La reconnaissance de la faute de l'Etat va dans le sens d'un arrêt du Conseil d'Etat rendu en juillet 2017 selon lequel le respect des valeurs limites de concentration des polluants fixées par la réglementation européenne constitue une obligation de résultat (plutôt qu'une obligation de moyen comme le soutenait l'Etat). La haute juridiction avait alors demandé à l'Etat de réviser et de durcir les plans de protection de l'atmosphère (PPA). En vain, pour l'instant.

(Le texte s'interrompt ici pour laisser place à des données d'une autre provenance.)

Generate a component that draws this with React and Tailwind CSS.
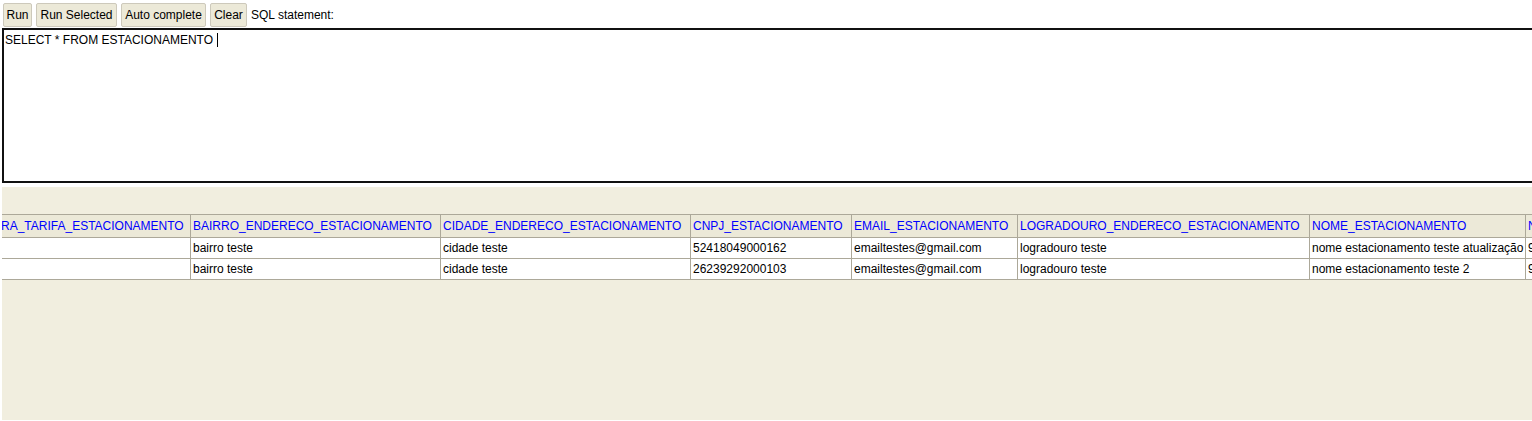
import React from "react";

const cols = [
  { name: "RA_TARIFA_ESTACIONAMENTO", w: 198, first: true },
  { name: "BAIRRO_ENDERECO_ESTACIONAMENTO", w: 250 },
  { name: "CIDADE_ENDERECO_ESTACIONAMENTO", w: 250 },
  { name: "CNPJ_ESTACIONAMENTO", w: 161 },
  { name: "EMAIL_ESTACIONAMENTO", w: 166 },
  { name: "LOGRADOURO_ENDERECO_ESTACIONAMENTO", w: 292 },
  { name: "NOME_ESTACIONAMENTO", w: 216 },
  { name: "NUMERO_ENDERECO_ESTACIONAMENTO", w: 250 },
];

const rows = [
  ["", "bairro teste", "cidade teste", "52418049000162", "emailtestes@gmail.com", "logradouro teste", "nome estacionamento teste atualização", "99"],
  ["", "bairro teste", "cidade teste", "26239292000103", "emailtestes@gmail.com", "logradouro teste", "nome estacionamento teste 2", "99"],
];

function Btn({ children, className }) {
  return (
    <button className={`h-[24px] px-0 bg-[#ece9d8] border border-[#cdc9bb] rounded-[2px] text-[12px] text-black leading-none ${className}`}>
      {children}
    </button>
  );
}

export default function App() {
  return (
    <div className="w-[1532px] h-[421px] bg-white overflow-hidden" style={{ fontFamily: '"Liberation Sans", Arial, sans-serif' }}>
      <div className="flex items-center gap-[4px] pl-[3px] pt-[3px] h-[27px]">
        <Btn className="w-[29px]">Run</Btn>
        <Btn className="w-[81px]">Run Selected</Btn>
        <Btn className="w-[85px]">Auto complete</Btn>
        <Btn className="w-[37px]">Clear</Btn>
        <span className="text-[12px] text-black">SQL statement:</span>
      </div>
      <div className="ml-[2px] mt-[1px] h-[155px] w-[1540px] border-2 border-[#111] bg-white pl-[1px] pt-[3px]">
        <div className="text-[12px] leading-[14px] text-black flex items-center">
          <span>SELECT * FROM ESTACIONAMENTO</span>
          <span className="inline-block w-[1px] h-[14px] bg-black ml-[4px]"></span>
        </div>
      </div>
      <div className="ml-[2px] mt-[4px] h-[233px] bg-[#f1eedf] overflow-hidden pt-[27px]">
        <table className="table-fixed border-collapse ml-[-10px] text-[12px]" style={{ width: cols.reduce((a, c) => a + c.w, 0) }}>
          <colgroup>
            {cols.map((c) => (
              <col key={c.name} style={{ width: c.w }} />
            ))}
          </colgroup>
          <thead>
            <tr className="h-[23px]">
              {cols.map((c) => (
                <th
                  key={c.name}
                  className={`border border-[#aca899] bg-[#ece9d8] text-left font-normal text-[#0000ff] whitespace-nowrap overflow-hidden ${c.first ? "pl-[8px]" : "pl-[2px]"}`}
                >
                  {c.name}
                </th>
              ))}
            </tr>
          </thead>
          <tbody>
            {rows.map((r, i) => (
              <tr key={i} className="h-[21px]">
                {r.map((v, j) => (
                  <td key={j} className="border border-[#aca899] bg-white text-black whitespace-nowrap overflow-hidden pl-[2px]">
                    {v}
                  </td>
                ))}
              </tr>
            ))}
          </tbody>
        </table>
      </div>
    </div>
  );
}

L'inefficacité du PPA constitue une faute de l'Etat
En 27 février 2018, une ancienne habitante de Seine-Saint-Denis attaquait l'Etat en son nom ainsi qu'au nom de sa fille. Lorsqu'elles résidaient à proximité du périphérique à Saint-Ouen, la plaignante et sa fille souffraient respectivement de bronchites et d'asthme. Leur santé s'est améliorée lorsqu'elles ont déménagé à Orléans. Estimant que leurs troubles étaient liés à la pollution de l'air, les plaignantes demandaient donc au tribunal de condamner l'Etat à réparer les préjudices subis. Le recours portait sur les épisodes de pollution survenus entre 2012 et 2016, et en particulier sur celui de la fin d'année 2016.

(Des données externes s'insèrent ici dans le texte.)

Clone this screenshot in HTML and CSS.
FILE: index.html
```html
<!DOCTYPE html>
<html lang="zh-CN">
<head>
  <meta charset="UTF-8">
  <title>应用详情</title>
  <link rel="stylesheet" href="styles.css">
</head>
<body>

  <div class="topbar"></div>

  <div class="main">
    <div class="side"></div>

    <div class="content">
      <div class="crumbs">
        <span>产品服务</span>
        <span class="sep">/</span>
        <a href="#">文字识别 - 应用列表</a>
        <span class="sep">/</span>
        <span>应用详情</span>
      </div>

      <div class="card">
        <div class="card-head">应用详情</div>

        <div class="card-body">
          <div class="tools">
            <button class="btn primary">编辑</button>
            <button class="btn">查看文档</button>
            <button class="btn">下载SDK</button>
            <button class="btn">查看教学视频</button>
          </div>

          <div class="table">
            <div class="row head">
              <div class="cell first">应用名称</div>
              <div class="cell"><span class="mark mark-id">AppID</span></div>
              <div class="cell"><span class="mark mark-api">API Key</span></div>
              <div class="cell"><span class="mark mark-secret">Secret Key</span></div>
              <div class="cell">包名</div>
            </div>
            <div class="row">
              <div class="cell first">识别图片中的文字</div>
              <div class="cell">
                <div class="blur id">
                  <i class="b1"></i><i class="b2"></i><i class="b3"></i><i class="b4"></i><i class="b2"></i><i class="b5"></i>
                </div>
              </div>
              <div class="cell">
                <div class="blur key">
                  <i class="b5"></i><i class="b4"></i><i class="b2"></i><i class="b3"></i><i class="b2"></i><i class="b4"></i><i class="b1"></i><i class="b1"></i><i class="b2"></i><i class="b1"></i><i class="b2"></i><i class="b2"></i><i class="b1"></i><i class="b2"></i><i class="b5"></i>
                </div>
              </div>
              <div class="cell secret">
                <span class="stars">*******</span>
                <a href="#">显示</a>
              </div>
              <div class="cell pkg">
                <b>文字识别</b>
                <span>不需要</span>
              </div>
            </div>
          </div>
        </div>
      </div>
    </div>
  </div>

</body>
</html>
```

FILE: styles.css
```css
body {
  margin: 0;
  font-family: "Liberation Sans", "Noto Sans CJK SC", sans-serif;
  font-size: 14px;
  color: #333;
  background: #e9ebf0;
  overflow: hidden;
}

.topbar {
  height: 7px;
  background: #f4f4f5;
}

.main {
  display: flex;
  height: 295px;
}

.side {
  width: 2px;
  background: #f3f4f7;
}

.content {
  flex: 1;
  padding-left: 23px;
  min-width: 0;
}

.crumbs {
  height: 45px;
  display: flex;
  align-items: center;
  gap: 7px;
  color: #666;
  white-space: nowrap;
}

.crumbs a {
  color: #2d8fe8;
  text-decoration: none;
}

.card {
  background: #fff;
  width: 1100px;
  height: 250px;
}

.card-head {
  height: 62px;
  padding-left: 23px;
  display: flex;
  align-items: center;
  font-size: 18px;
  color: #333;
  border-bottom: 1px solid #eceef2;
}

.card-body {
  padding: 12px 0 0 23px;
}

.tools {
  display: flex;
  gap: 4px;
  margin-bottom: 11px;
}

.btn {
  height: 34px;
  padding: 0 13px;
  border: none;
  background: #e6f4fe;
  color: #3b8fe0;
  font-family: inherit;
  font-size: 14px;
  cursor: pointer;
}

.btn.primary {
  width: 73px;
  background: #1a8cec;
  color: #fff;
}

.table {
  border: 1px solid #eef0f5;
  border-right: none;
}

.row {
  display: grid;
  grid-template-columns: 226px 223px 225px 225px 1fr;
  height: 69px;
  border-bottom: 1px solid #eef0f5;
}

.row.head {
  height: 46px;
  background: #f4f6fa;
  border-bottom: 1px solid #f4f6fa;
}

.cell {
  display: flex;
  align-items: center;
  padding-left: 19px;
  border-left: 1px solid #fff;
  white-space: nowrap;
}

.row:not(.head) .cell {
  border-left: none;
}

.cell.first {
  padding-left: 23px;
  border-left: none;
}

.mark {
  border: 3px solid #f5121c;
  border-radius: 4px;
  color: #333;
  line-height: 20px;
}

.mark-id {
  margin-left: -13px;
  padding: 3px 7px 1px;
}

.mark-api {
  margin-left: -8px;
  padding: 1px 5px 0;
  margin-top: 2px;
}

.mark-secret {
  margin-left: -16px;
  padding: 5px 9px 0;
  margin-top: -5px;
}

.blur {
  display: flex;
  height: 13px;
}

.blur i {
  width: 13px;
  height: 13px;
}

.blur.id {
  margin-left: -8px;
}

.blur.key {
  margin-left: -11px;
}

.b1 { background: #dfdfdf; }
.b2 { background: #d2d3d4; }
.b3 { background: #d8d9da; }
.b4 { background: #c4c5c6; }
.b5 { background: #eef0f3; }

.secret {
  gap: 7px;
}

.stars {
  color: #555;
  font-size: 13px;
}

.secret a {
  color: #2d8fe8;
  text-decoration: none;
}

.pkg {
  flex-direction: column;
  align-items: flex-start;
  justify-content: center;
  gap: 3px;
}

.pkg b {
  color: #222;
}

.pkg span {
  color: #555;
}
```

Le tribunal constate que les seuils de concentration des polluants "ont été dépassés de manière récurrente entre 2012 et 2016 dans la région Ile-de-France". La "persistance des dépassements observés" au cours de cette période démontre que le plan de protection de l'atmosphère francilien, ainsi que ses conditions de mise en œuvre, "doivent être regardés comme insuffisants au regard des obligations [fixées par la directive de 2008 sur la qualité de l'air]", explique le tribunal. Et d'expliquer que "si le dépassement des valeurs limites ne peut constituer, à lui seul, une carence fautive de l'Etat (…), l'insuffisance des mesures prises pour y remédier est en revanche constitutive d'une telle carence".

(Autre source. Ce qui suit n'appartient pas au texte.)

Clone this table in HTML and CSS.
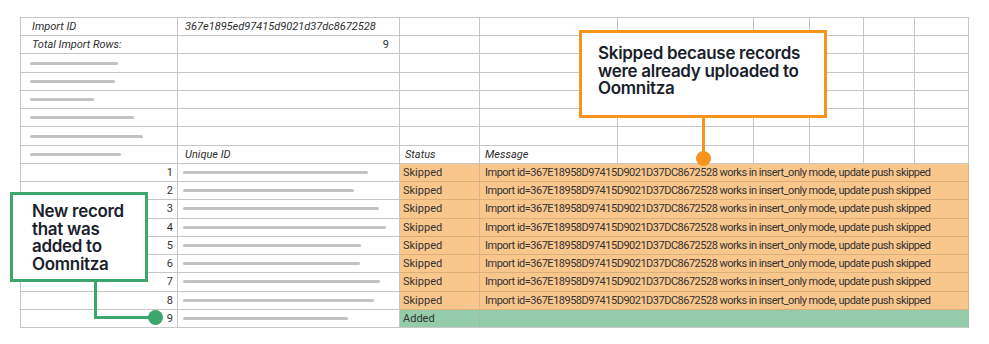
FILE: index.html
```html
<!DOCTYPE html>
<html>
<head>
<meta charset="utf-8">
<link rel="stylesheet" href="styles.css">
</head>
<body>
<div class="stage">
  <div class="sheet">
    <div class="c lbl pl">Import ID</div>
    <div class="c lbl pl2">367e1895ed97415d9021d37dc8672528</div>
    <div class="c"></div><div class="c"></div><div class="c"></div><div class="c"></div><div class="c"></div><div class="c"></div><div class="c"></div>

    <div class="c lbl pl">Total Import Rows:</div>
    <div class="c num pr">9</div>
    <div class="c"></div><div class="c"></div><div class="c"></div><div class="c"></div><div class="c"></div><div class="c"></div><div class="c"></div>

    <div class="c"><span class="bar" style="width:88px"></span></div>
    <div class="c"></div><div class="c"></div><div class="c"></div><div class="c"></div><div class="c"></div><div class="c"></div><div class="c"></div><div class="c"></div>

    <div class="c"><span class="bar" style="width:85px"></span></div>
    <div class="c"></div><div class="c"></div><div class="c"></div><div class="c"></div><div class="c"></div><div class="c"></div><div class="c"></div><div class="c"></div>

    <div class="c"><span class="bar" style="width:64px"></span></div>
    <div class="c"></div><div class="c"></div><div class="c"></div><div class="c"></div><div class="c"></div><div class="c"></div><div class="c"></div><div class="c"></div>

    <div class="c"><span class="bar" style="width:104px"></span></div>
    <div class="c"></div><div class="c"></div><div class="c"></div><div class="c"></div><div class="c"></div><div class="c"></div><div class="c"></div><div class="c"></div>

    <div class="c"><span class="bar" style="width:113px"></span></div>
    <div class="c"></div><div class="c"></div><div class="c"></div><div class="c"></div><div class="c"></div><div class="c"></div><div class="c"></div><div class="c"></div>

    <div class="c"><span class="bar" style="width:91px"></span></div>
    <div class="c lbl pl2">Unique ID</div>
    <div class="c lbl pl3">Status</div>
    <div class="c lbl pl3">Message</div>
    <div class="c"></div><div class="c"></div><div class="c"></div><div class="c"></div><div class="c"></div>

    <div class="c num">1</div><div class="c id"><span class="bar" style="width:185px"></span></div>
    <div class="c st skip">Skipped</div><div class="c msg skip">Import id=367E18958D97415D9021D37DC8672528 works in insert_only mode, update push skipped</div>

    <div class="c num">2</div><div class="c id"><span class="bar" style="width:171px"></span></div>
    <div class="c st skip">Skipped</div><div class="c msg skip">Import id=367E18958D97415D9021D37DC8672528 works in insert_only mode, update push skipped</div>

    <div class="c num">3</div><div class="c id"><span class="bar" style="width:196px"></span></div>
    <div class="c st skip">Skipped</div><div class="c msg skip">Import id=367E18958D97415D9021D37DC8672528 works in insert_only mode, update push skipped</div>

    <div class="c num">4</div><div class="c id"><span class="bar" style="width:203px"></span></div>
    <div class="c st skip">Skipped</div><div class="c msg skip">Import id=367E18958D97415D9021D37DC8672528 works in insert_only mode, update push skipped</div>

    <div class="c num">5</div><div class="c id"><span class="bar" style="width:178px"></span></div>
    <div class="c st skip">Skipped</div><div class="c msg skip">Import id=367E18958D97415D9021D37DC8672528 works in insert_only mode, update push skipped</div>

    <div class="c num">6</div><div class="c id"><span class="bar" style="width:177px"></span></div>
    <div class="c st skip">Skipped</div><div class="c msg skip">Import id=367E18958D97415D9021D37DC8672528 works in insert_only mode, update push skipped</div>

    <div class="c num">7</div><div class="c id"><span class="bar" style="width:197px"></span></div>
    <div class="c st skip">Skipped</div><div class="c msg skip">Import id=367E18958D97415D9021D37DC8672528 works in insert_only mode, update push skipped</div>

    <div class="c num">8</div><div class="c id"><span class="bar" style="width:191px"></span></div>
    <div class="c st skip">Skipped</div><div class="c msg skip">Import id=367E18958D97415D9021D37DC8672528 works in insert_only mode, update push skipped</div>

    <div class="c num">9</div><div class="c id"><span class="bar" style="width:165px"></span></div>
    <div class="c st add">Added</div><div class="c msg add"></div>
  </div>

  <div class="callout orange">Skipped because records were already uploaded to Oomnitza</div>
  <div class="stem orange-stem"></div>
  <div class="dot orange-dot"></div>

  <div class="callout green">New record that was added to Oomnitza</div>
  <div class="stem green-stem"></div>
  <div class="stem green-arm"></div>
  <div class="dot green-dot"></div>
</div>
</body>
</html>
```

FILE: styles.css
```css
html, body {
  margin: 0;
  padding: 0;
  background: #ffffff;
}

.stage {
  position: relative;
  width: 989px;
  height: 344px;
  padding: 17px 0 0 20px;
  box-sizing: border-box;
}

.sheet {
  display: grid;
  grid-template-columns: 157px 222px 80px 138px 136px 56px 54px 51px 54px;
  grid-template-rows: repeat(17, 1fr);
  width: 949px;
  height: 311px;
  box-sizing: border-box;
  border-top: 1px solid #c6c6c6;
  border-left: 1px solid #c6c6c6;
  font-family: Roboto, "Liberation Sans", sans-serif;
  font-size: 11px;
  color: #333333;
}

.c {
  border-right: 1px solid #c6c6c6;
  border-bottom: 1px solid #c6c6c6;
  display: flex;
  align-items: center;
  min-width: 0;
  white-space: nowrap;
  overflow: visible;
}

.lbl {
  font-style: italic;
  color: #2e2e2e;
}

.pl { padding-left: 11px; }
.pl2 { padding-left: 7px; }
.pl3 { padding-left: 5px; }

.num {
  justify-content: flex-end;
  padding-right: 4px;
  color: #333333;
}

.num.pr { padding-right: 10px; }

.bar {
  display: block;
  height: 3px;
  border-radius: 2px;
  background: #c2c2c2;
  margin-left: 9px;
}

.id .bar { margin-left: 5px; }

.st { padding-left: 3px; }

.msg {
  grid-column: 4 / 10;
  padding-left: 5px;
  letter-spacing: -0.5px;
}

.skip {
  background: #f9c68c;
  border-bottom-color: #dcae7a;
  border-right-color: #d9b48a;
}

.add {
  background: #94cbab;
  border-bottom-color: #c6c6c6;
  border-right-color: #9fbfae;
}

.callout {
  position: absolute;
  background: #ffffff;
  box-sizing: border-box;
  font-family: Inter, "Noto Sans", sans-serif;
  font-weight: 600;
  font-size: 17px;
  line-height: 17.6px;
  color: #1b1f2c;
  letter-spacing: -0.3px;
}

.callout.orange {
  left: 579px;
  top: 30px;
  width: 248px;
  height: 88px;
  border: 3px solid #f7941d;
  padding: 12px 16px 0 16px;
}

.callout.green {
  left: 10px;
  top: 192px;
  width: 138px;
  height: 90px;
  border: 3.5px solid #3ca66b;
  padding: 8px 10px 0 19px;
}

.stem {
  position: absolute;
}

.orange-stem {
  left: 702px;
  top: 118px;
  width: 3px;
  height: 40px;
  background: #f7941d;
}

.orange-dot {
  left: 696px;
  top: 151px;
  background: #f7941d;
}

.green-stem {
  left: 94px;
  top: 282px;
  width: 3px;
  height: 37px;
  background: #3ca66b;
}

.green-arm {
  left: 94px;
  top: 316px;
  width: 61px;
  height: 3px;
  background: #3ca66b;
}

.dot {
  position: absolute;
  width: 15px;
  height: 15px;
  border-radius: 50%;
}

.green-dot {
  left: 148px;
  top: 310px;
  background: #3ca66b;
}
```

Mesures d'urgence prise rapidement
Par contre, les mesures prises par la préfecture pour lutter contre l'épisode de pollution de décembre 2016 sont jugé suffisantes par le tribunal. A cette occasion, la préfecture avait notamment mis en œuvre circulation alternée. La plaignante estimait que le pic de pollution était décelable dès le 28 novembre 2016 et que les mesures préfectorales d'urgence ont été mises en œuvre tardivement à partir du 1er décembre 2016. Le tribunal rejette cette analyse en expliquant que les relevés d'Airparif (seule agréée pour la surveillance de la pollution de l'air en Ile-de-France) ne passent au niveau de pollution "élevé" que le 30 novembre. "Le premier arrêté préfectoral portant application des mesures d'urgence (…), daté du 30 novembre 2016 et applicable à compter du 1er décembre, n'est par conséquent pas intervenu tardivement", quand bien même d'autres sources qu'Airparif annonçaient l'arrivée du pic de pollution. En conséquence, "le préfet de police (…) n'a pas commis de faute en prenant suffisamment rapidement les mesures d'urgence qu'il a adoptées", explique le tribunal.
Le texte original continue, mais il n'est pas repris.